Saved entries
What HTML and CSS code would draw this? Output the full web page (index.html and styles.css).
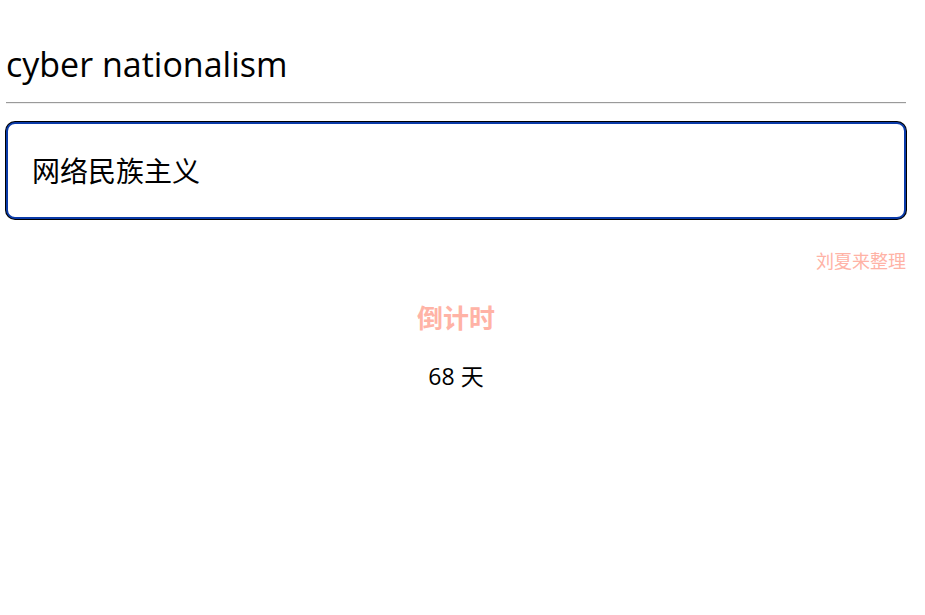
FILE: index.html
```html
<!DOCTYPE html>
<html lang="zh-CN">
<head>
    <meta charset="UTF-8">
    <meta name="viewport" content="width=device-width, initial-scale=1.0">
    <title>cyber nationalism</title>
    <link rel="stylesheet" href="styles.css">
</head>
<body>
    <div class="container">
        <h1 class="term">cyber nationalism</h1>
        <hr class="divider">

        <div class="answer-box">
            网络民族主义
        </div>

        <p class="credit">刘夏来整理</p>

        <div class="countdown">
            <h2 class="countdown-title">倒计时</h2>
            <p class="countdown-days">68 天</p>
        </div>
    </div>
</body>
</html>
```

FILE: styles.css
```css
body {
    font-family: "Open Sans", "Noto Sans CJK SC", sans-serif;
    background-color: #fff;
    color: #000;
    margin: 0;
    padding: 0;
}

.container {
    width: 900px;
    margin: 0 0 0 6px;
    padding-top: 40px;
}

.term {
    font-size: 34px;
    font-weight: 400;
    line-height: 48px;
    margin: 0 0 14px;
}

.divider {
    margin: 0 0 18px;
    border: none;
    border-top: 1px solid #9a9a9a;
    border-bottom: 1px solid #eeeeee;
}

.answer-box {
    box-sizing: border-box;
    height: 97px;
    display: flex;
    align-items: center;
    padding: 0 24px 2px;
    border: 2px solid #0a3aa8;
    border-radius: 9px;
    box-shadow: 0 0 0 1px #000;
    background-color: #fff;
    font-size: 28px;
}

.credit {
    text-align: right;
    color: #ffb3a6;
    font-size: 18px;
    margin: 29px 0 0;
    line-height: 26px;
}

.countdown {
    text-align: center;
}

.countdown-title {
    color: #ffb3a6;
    font-size: 26px;
    font-weight: 700;
    margin: 26px 0 0;
    line-height: 36px;
}

.countdown-days {
    font-size: 23px;
    margin: 24px 0 0;
    line-height: 32px;
}
```
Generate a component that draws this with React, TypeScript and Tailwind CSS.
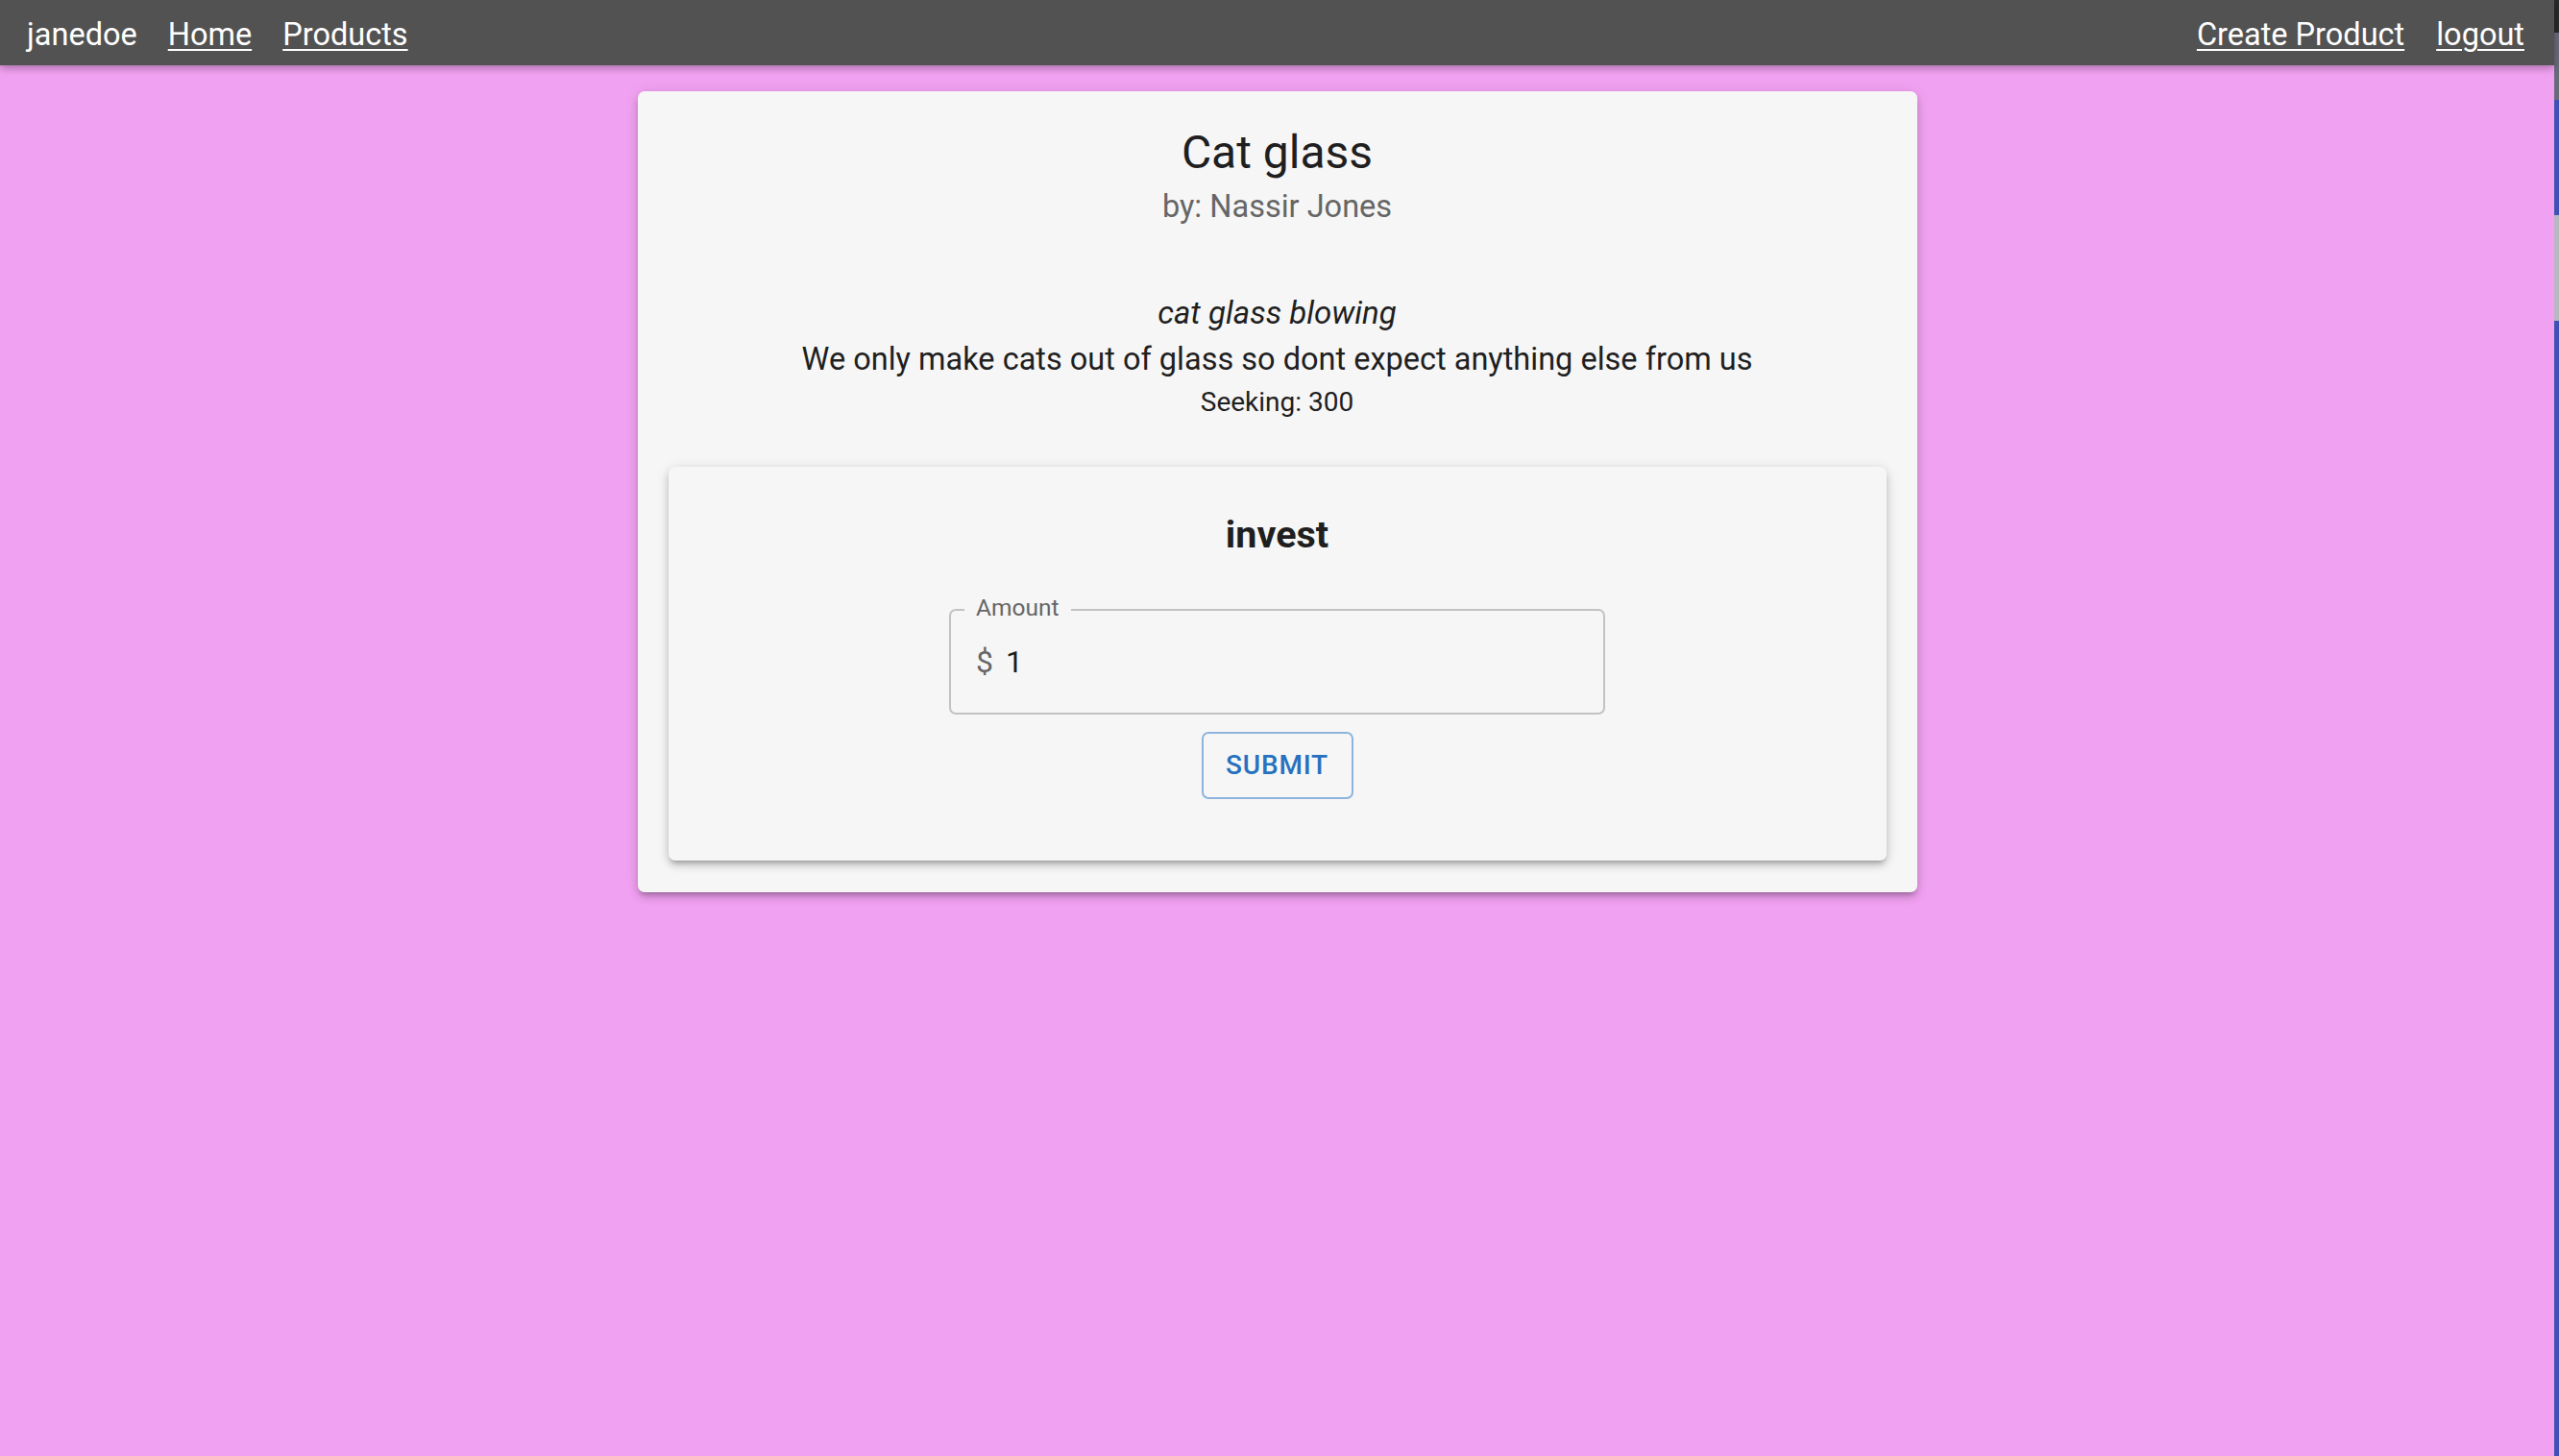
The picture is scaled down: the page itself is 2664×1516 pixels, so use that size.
import React from 'react';

const NavLink: React.FC<{ label: string }> = ({ label }) => (
    <a href="#" className="text-white underline decoration-2 underline-offset-[4px]">{label}</a>
);

const Navbar: React.FC = () => (
    <nav className="relative z-10 flex h-[68px] items-center justify-between bg-[#525252] pl-[28px] pr-[31px] pt-[3px] text-[32.5px] leading-[38px] shadow-[0_3px_8px_rgba(0,0,0,0.3)]">
        <div className="flex items-center gap-[32px]">
            <span className="text-white">janedoe</span>
            <NavLink label="Home" />
            <NavLink label="Products" />
        </div>
        <div className="flex items-center gap-[33px]">
            <NavLink label="Create Product" />
            <NavLink label="logout" />
        </div>
    </nav>
);

const InvestForm: React.FC = () => (
    <div className="mt-[51px] flex flex-col items-center rounded-[7px] bg-[#f6f6f6] pb-[64px] pt-[47px] shadow-[0_5px_5px_-3px_rgba(0,0,0,0.22),0_5px_8px_0_rgba(0,0,0,0.14),0_2px_14px_0_rgba(0,0,0,0.12)]">
        <h2 className="text-[39.5px] font-bold leading-[48px] text-[#1f1f1f]">invest</h2>

        {/* outlined text field */}
        <div className="relative mt-[53px] flex h-[110px] w-[683px] items-center rounded-[7px] border-2 border-[#c2c2c2] px-[26px]">
            <span className="absolute left-[14px] top-[-17px] bg-[#f6f6f6] px-[12px] text-[24.5px] leading-[28px] text-[#666666]">Amount</span>
            <span className="text-[32px] leading-none text-[#666666]">$</span>
            <span className="ml-[13px] text-[32px] leading-none text-[#1f1f1f]">1</span>
        </div>

        <button className="mt-[18px] flex h-[70px] w-[158px] items-center justify-center rounded-[7px] border-2 border-[#8fb4de] text-[28px] font-medium uppercase leading-none tracking-[0.03em] text-[#2671c0]">
            Submit
        </button>
    </div>
);

const App: React.FC = () => {
    return (
        <div className="flex min-h-screen font-['Roboto',sans-serif]">
            <div className="flex min-h-screen flex-1 flex-col bg-[#f1a1f1]">
                <Navbar />
                <main className="flex-1">
                    <div className="mx-auto mt-[27px] w-[1332px] rounded-[7px] bg-[#f6f6f6] px-[32px] pb-[33px] pt-[36px] text-center shadow-[0_5px_5px_-3px_rgba(0,0,0,0.2),0_5px_8px_0_rgba(0,0,0,0.14),0_2px_14px_0_rgba(0,0,0,0.12)]">
                        <h1 className="text-[48px] leading-[56px] text-[#1f1f1f]">Cat glass</h1>
                        <p className="mt-[9px] text-[32.5px] leading-[38px] text-[#666666]">by: Nassir Jones</p>

                        <p className="mt-[73px] text-[33px] italic leading-[38px] text-[#1f1f1f]">cat glass blowing</p>
                        <p className="mt-[10px] text-[32.5px] leading-[38px] text-[#1f1f1f]">We only make cats out of glass so dont expect anything else from us</p>
                        <p className="mt-[10px] text-[28px] leading-[32px] text-[#1f1f1f]">Seeking: 300</p>

                        <InvestForm />
                    </div>
                </main>
            </div>
            {/* sliver of another window at the right edge */}
            <div className="flex w-[5px] flex-col">
                <div className="h-[34px] bg-[#2a2a2a]" />
                <div className="h-[70px] bg-[#6a6a7a]" />
                <div className="h-[120px] bg-[#3f51b5]" />
                <div className="h-[110px] bg-[#b8b8c0]" />
                <div className="flex-1 bg-[#3f51b5]" />
            </div>
        </div>
    );
};

export default App;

What you will do
Go back to the records above and write them out exactly, without the pictures.

Solution to the exercise
What HTML and CSS code would draw this? Output the full web page (index.html and styles.css).
FILE: index.html
```html
<!DOCTYPE html>
<html lang="zh-CN">
<head>
    <meta charset="UTF-8">
    <meta name="viewport" content="width=device-width, initial-scale=1.0">
    <title>cyber nationalism</title>
    <link rel="stylesheet" href="styles.css">
</head>
<body>
    <div class="container">
        <h1 class="term">cyber nationalism</h1>
        <hr class="divider">

        <div class="answer-box">
            网络民族主义
        </div>

        <p class="credit">刘夏来整理</p>

        <div class="countdown">
            <h2 class="countdown-title">倒计时</h2>
            <p class="countdown-days">68 天</p>
        </div>
    </div>
</body>
</html>
```

FILE: styles.css
```css
body {
    font-family: "Open Sans", "Noto Sans CJK SC", sans-serif;
    background-color: #fff;
    color: #000;
    margin: 0;
    padding: 0;
}

.container {
    width: 900px;
    margin: 0 0 0 6px;
    padding-top: 40px;
}

.term {
    font-size: 34px;
    font-weight: 400;
    line-height: 48px;
    margin: 0 0 14px;
}

.divider {
    margin: 0 0 18px;
    border: none;
    border-top: 1px solid #9a9a9a;
    border-bottom: 1px solid #eeeeee;
}

.answer-box {
    box-sizing: border-box;
    height: 97px;
    display: flex;
    align-items: center;
    padding: 0 24px 2px;
    border: 2px solid #0a3aa8;
    border-radius: 9px;
    box-shadow: 0 0 0 1px #000;
    background-color: #fff;
    font-size: 28px;
}

.credit {
    text-align: right;
    color: #ffb3a6;
    font-size: 18px;
    margin: 29px 0 0;
    line-height: 26px;
}

.countdown {
    text-align: center;
}

.countdown-title {
    color: #ffb3a6;
    font-size: 26px;
    font-weight: 700;
    margin: 26px 0 0;
    line-height: 36px;
}

.countdown-days {
    font-size: 23px;
    margin: 24px 0 0;
    line-height: 32px;
}
```
Generate a component that draws this with React, TypeScript and Tailwind CSS.
The picture is scaled down: the page itself is 2664×1516 pixels, so use that size.
import React from 'react';

const NavLink: React.FC<{ label: string }> = ({ label }) => (
    <a href="#" className="text-white underline decoration-2 underline-offset-[4px]">{label}</a>
);

const Navbar: React.FC = () => (
    <nav className="relative z-10 flex h-[68px] items-center justify-between bg-[#525252] pl-[28px] pr-[31px] pt-[3px] text-[32.5px] leading-[38px] shadow-[0_3px_8px_rgba(0,0,0,0.3)]">
        <div className="flex items-center gap-[32px]">
            <span className="text-white">janedoe</span>
            <NavLink label="Home" />
            <NavLink label="Products" />
        </div>
        <div className="flex items-center gap-[33px]">
            <NavLink label="Create Product" />
            <NavLink label="logout" />
        </div>
    </nav>
);

const InvestForm: React.FC = () => (
    <div className="mt-[51px] flex flex-col items-center rounded-[7px] bg-[#f6f6f6] pb-[64px] pt-[47px] shadow-[0_5px_5px_-3px_rgba(0,0,0,0.22),0_5px_8px_0_rgba(0,0,0,0.14),0_2px_14px_0_rgba(0,0,0,0.12)]">
        <h2 className="text-[39.5px] font-bold leading-[48px] text-[#1f1f1f]">invest</h2>

        {/* outlined text field */}
        <div className="relative mt-[53px] flex h-[110px] w-[683px] items-center rounded-[7px] border-2 border-[#c2c2c2] px-[26px]">
            <span className="absolute left-[14px] top-[-17px] bg-[#f6f6f6] px-[12px] text-[24.5px] leading-[28px] text-[#666666]">Amount</span>
            <span className="text-[32px] leading-none text-[#666666]">$</span>
            <span className="ml-[13px] text-[32px] leading-none text-[#1f1f1f]">1</span>
        </div>

        <button className="mt-[18px] flex h-[70px] w-[158px] items-center justify-center rounded-[7px] border-2 border-[#8fb4de] text-[28px] font-medium uppercase leading-none tracking-[0.03em] text-[#2671c0]">
            Submit
        </button>
    </div>
);

const App: React.FC = () => {
    return (
        <div className="flex min-h-screen font-['Roboto',sans-serif]">
            <div className="flex min-h-screen flex-1 flex-col bg-[#f1a1f1]">
                <Navbar />
                <main className="flex-1">
                    <div className="mx-auto mt-[27px] w-[1332px] rounded-[7px] bg-[#f6f6f6] px-[32px] pb-[33px] pt-[36px] text-center shadow-[0_5px_5px_-3px_rgba(0,0,0,0.2),0_5px_8px_0_rgba(0,0,0,0.14),0_2px_14px_0_rgba(0,0,0,0.12)]">
                        <h1 className="text-[48px] leading-[56px] text-[#1f1f1f]">Cat glass</h1>
                        <p className="mt-[9px] text-[32.5px] leading-[38px] text-[#666666]">by: Nassir Jones</p>

                        <p className="mt-[73px] text-[33px] italic leading-[38px] text-[#1f1f1f]">cat glass blowing</p>
                        <p className="mt-[10px] text-[32.5px] leading-[38px] text-[#1f1f1f]">We only make cats out of glass so dont expect anything else from us</p>
                        <p className="mt-[10px] text-[28px] leading-[32px] text-[#1f1f1f]">Seeking: 300</p>

                        <InvestForm />
                    </div>
                </main>
            </div>
            {/* sliver of another window at the right edge */}
            <div className="flex w-[5px] flex-col">
                <div className="h-[34px] bg-[#2a2a2a]" />
                <div className="h-[70px] bg-[#6a6a7a]" />
                <div className="h-[120px] bg-[#3f51b5]" />
                <div className="h-[110px] bg-[#b8b8c0]" />
                <div className="flex-1 bg-[#3f51b5]" />
            </div>
        </div>
    );
};

export default App;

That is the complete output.